Brazil Inflation-Rate Retreat Bolsters Central Bank Credibility
--Brazil prices rise at softer pace in May, causing 12-month rate to drop under 5%
--Latest inflation, economic data support Brazilian Central Bank's latest moves
--Inflation converging on 2012 target, but some economists see troubles in 2013
By Jeff Fick
RIO DE JANEIRO--Brazil's inflation rate continued its steady retreat last month toward the government's target, as weak economic activity and global uncertainties slow price gains in Latin America's largest economy.
A dramatic decline in airfares and softer price increases for cigarettes and medicines offset advancing food prices, the Brazilian Institute of Geography and Statistics, or IBGE, said Wednesday. Consumer prices rose a lower-than-expected 0.36% in May, causing the widely watched rolling 12-month inflation rate to retreat to 4.99%--the first time the measure has been below 5% since September 2010.
The May inflation figure "is going to reinforce the central bank's confidence that inflation is retreating," said Flavio Serrano, an economist at Banco Espirito Santo.
While the Brazilian Central Bank has received a fair amount of criticism from economists for its decisions, the latest economic indicators suggest the bank largely has made the right calls. Brazil's inflation remains on a path toward convergence with the bank's 4.5% target, while much-maligned interest-rate cuts should help boost activity amid a local slowdown.
"The inflation curve seems to have finally started to bend down," said Goldman Sachs in a research report. The improved outlook for domestic inflation, weak economic growth and global uncertainties likely will mean more interest- rate cuts and stimulus measures, the firm said. Brazil's government may even resort to a surprise move to snap the country out of its malaise.
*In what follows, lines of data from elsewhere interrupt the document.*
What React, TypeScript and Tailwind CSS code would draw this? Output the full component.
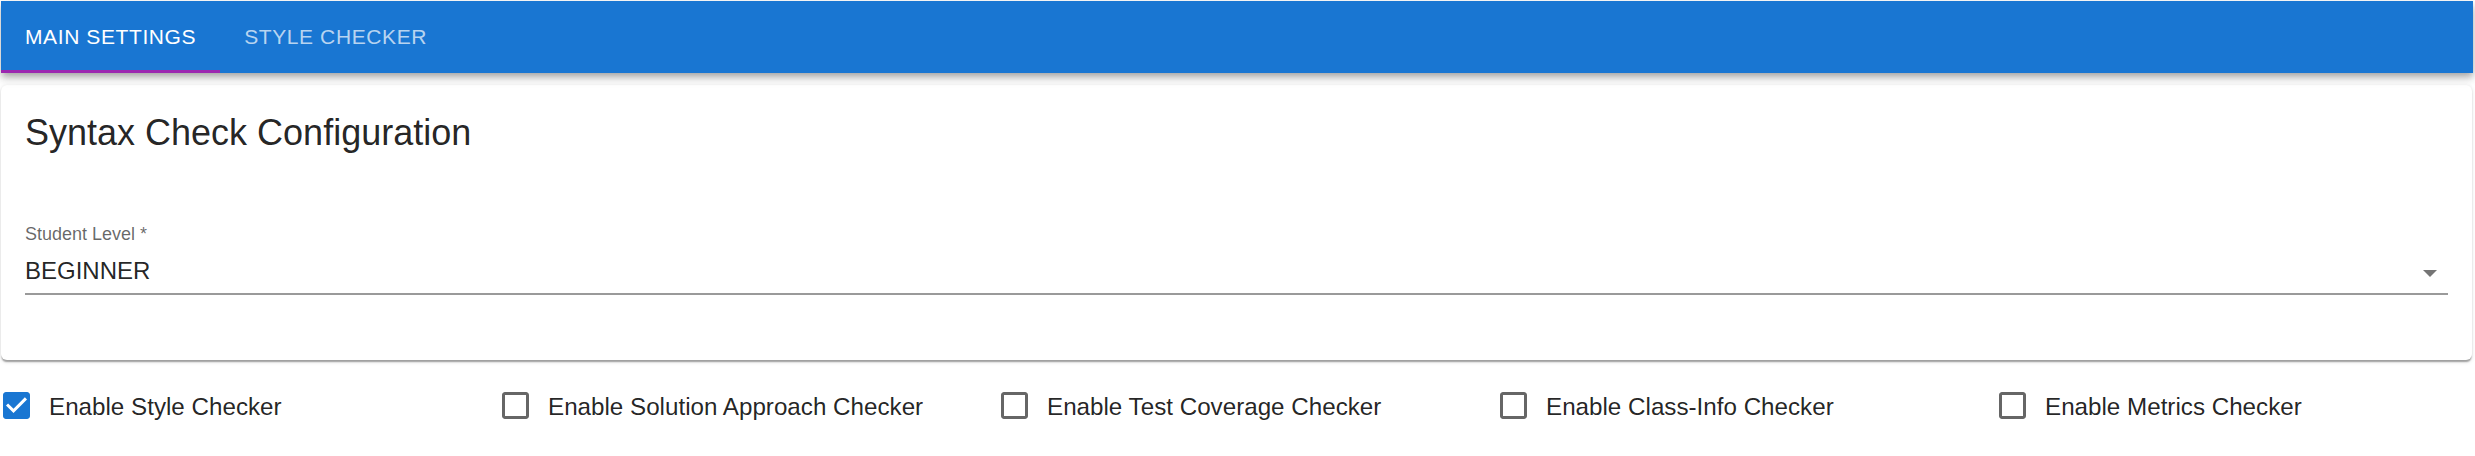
import { useState } from 'react'

const CHECKERS = [
  'Enable Style Checker',
  'Enable Solution Approach Checker',
  'Enable Test Coverage Checker',
  'Enable Class-Info Checker',
  'Enable Metrics Checker',
]

function CheckIcon({ checked }: { checked: boolean }) {
  if (checked) {
    return (
      <svg width="27" height="27" viewBox="3 3 18 18" className="shrink-0 text-[#1976d2]" fill="currentColor">
        <path d="M19 3H5c-1.11 0-2 .9-2 2v14c0 1.1.89 2 2 2h14c1.11 0 2-.9 2-2V5c0-1.1-.89-2-2-2zm-9 14l-5-5 1.41-1.41L10 14.17l7.59-7.59L19 8l-9 9z" />
      </svg>
    )
  }
  return (
    <svg width="27" height="27" viewBox="3 3 18 18" className="shrink-0 text-[#666666]" fill="currentColor">
      <path d="M19 5v14H5V5h14m0-2H5c-1.1 0-2 .9-2 2v14c0 1.1.9 2 2 2h14c1.1 0 2-.9 2-2V5c0-1.1-.9-2-2-2z" />
    </svg>
  )
}

export default function App() {
  const [tab, setTab] = useState(0)
  const [enabled, setEnabled] = useState<boolean[]>([true, false, false, false, false])

  const toggle = (i: number): void => {
    setEnabled(prev => prev.map((v, j) => (j === i ? !v : v)))
  }

  return (
    <div className="min-h-[456px] bg-white pl-[1px] pr-[2px] pt-[1px] font-['Liberation_Sans',Arial,sans-serif] text-[rgba(0,0,0,0.87)]">
      {/* ─── app bar with tabs ─────────────────────────────────── */}
      <header className="relative z-10 flex h-[72px] bg-[#1976d2] shadow-[0_3px_6px_-1.5px_rgba(0,0,0,0.2),0_6px_7.5px_0_rgba(0,0,0,0.14),0_1.5px_15px_0_rgba(0,0,0,0.12)]">
        {['Main Settings', 'Style Checker'].map((label, i) => (
          <button
            key={label}
            type="button"
            onClick={() => setTab(i)}
            className={
              'relative flex h-full items-center px-[24px] text-[21px] tracking-[0.02857em] uppercase ' +
              (tab === i ? 'text-white' : 'text-[rgba(255,255,255,0.7)]')
            }
          >
            {label}
            {tab === i && <span className="absolute bottom-0 left-0 right-0 h-[3px] bg-[#9c27b0]" />}
          </button>
        ))}
      </header>

      {/* ─── settings card ─────────────────────────────────────── */}
      <section className="mt-[12px] mr-[1px] rounded-[6px] bg-white px-[24px] pt-[24px] pb-[65px] shadow-[0_3px_1.5px_-1.5px_rgba(0,0,0,0.2),0_1.5px_1.5px_0_rgba(0,0,0,0.14),0_1.5px_4.5px_0_rgba(0,0,0,0.12)]">
        <h2 className="text-[36px] leading-[48px]">Syntax Check Configuration</h2>
        <div className="mt-[68px]">
          <label className="block text-[18px] leading-[18px] text-[rgba(0,0,0,0.6)]">Student Level *</label>
          <div className="mt-[16px] flex items-center border-b-2 border-[#9a9a9a] pb-[10px]">
            <span className="flex-1 text-[24px] leading-[24px]">BEGINNER</span>
            <svg width="14" height="7" viewBox="0 0 14 7" className="mr-[11px] mt-[4px] text-[#757575]" fill="currentColor">
              <path d="M0 0h14L7 7z" />
            </svg>
          </div>
        </div>
      </section>

      {/* ─── checker toggles ───────────────────────────────────── */}
      <div className="-ml-[1px] mt-[32px] grid grid-cols-[repeat(5,499px)]">
        {CHECKERS.map((label, i) => (
          <label key={label} className="flex h-[27px] cursor-pointer items-center pl-[3px]" onClick={() => toggle(i)}>
            <CheckIcon checked={enabled[i]} />
            <span className="ml-[19px] pt-[2px] text-[24.2px] leading-[27px]">{label}</span>
          </label>
        ))}
      </div>
    </div>
  )
}
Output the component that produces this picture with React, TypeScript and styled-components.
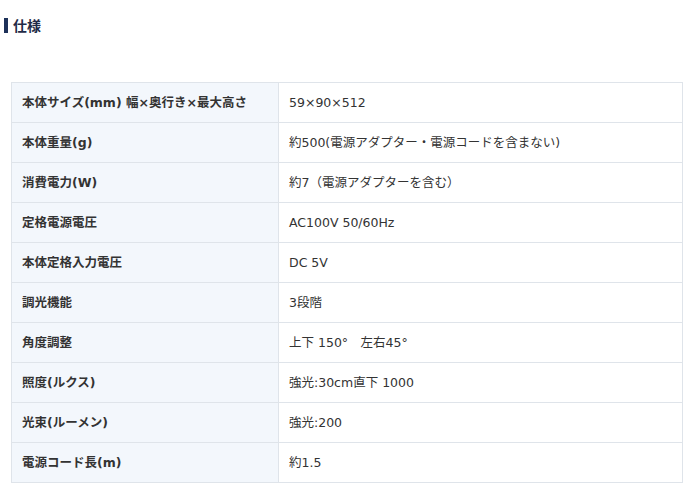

"If the economy fails to respond and the external backdrop deteriorates, we do not rule out the possibility that the government could formally announce a reduction in primary fiscal surplus target," Goldman Sachs said. Brazil currently is targeting a primary surplus of 3.1% of gross domestic product.
Brazil's GDP growth slowed to 0.8% year-on-year in the first quarter as the European debt crisis and the country's own struggling industrial sector weighed on growth. The gloomy scenario caused the central bank to shift its policy focus toward fomenting growth from concerns about inflation. Central bankers started an aggressive monetary-easing cycle in August 2011, when inflation was heading toward a 7.3% peak in September, that has culminated in a record-low 8.5% for the benchmark Selic base interest rate.
Finance Minister Guido Mantega confirmed that more interest-rate cuts and other measures to stimulate the economy are on the way, telling reporters in Brasilia that the latest figures give the government "a degree of liberty to have a more flexible monetary policy, or reduced interest rates and increased credit."
Over the next couple of months, seasonal factors likely will keep inflation stable at current levels and give the central bank ample room to maneuver.
"Inflation is going to oscillate between 4.9% and 5.1% over the next few months," said Mr. Serrano. "Inflation is typically very low at this time of year, so I don't see the [rolling 12-month rate] retreating much further."
Should the government decide to extend tax breaks on automotive sales that are set to expire Aug. 31, there's a chance inflation could end 2012 very close to the central bank's target, Mr. Serrano added. The official target is 4.5%, with a tolerance band of plus or minus two percentage points. The IPCA ended 2011 at 6.5%, the ceiling of the target range. "I think convergence is possible, but it will be temporary and not consistent," the economist said.
The trouble is that government measures aimed at stimulating Brazil's economy are focused on consumption, which is already robust, rather than on lifting flagging private-sector investments, Mr. Serrano said.
"We imagine that when economic growth returns to more vigorous levels, inflation will also return," Mr. Serrano said. BES currently expects inflation to come in at 6% in 2013.
"The worst is going to come next year," Mr. Serrano said.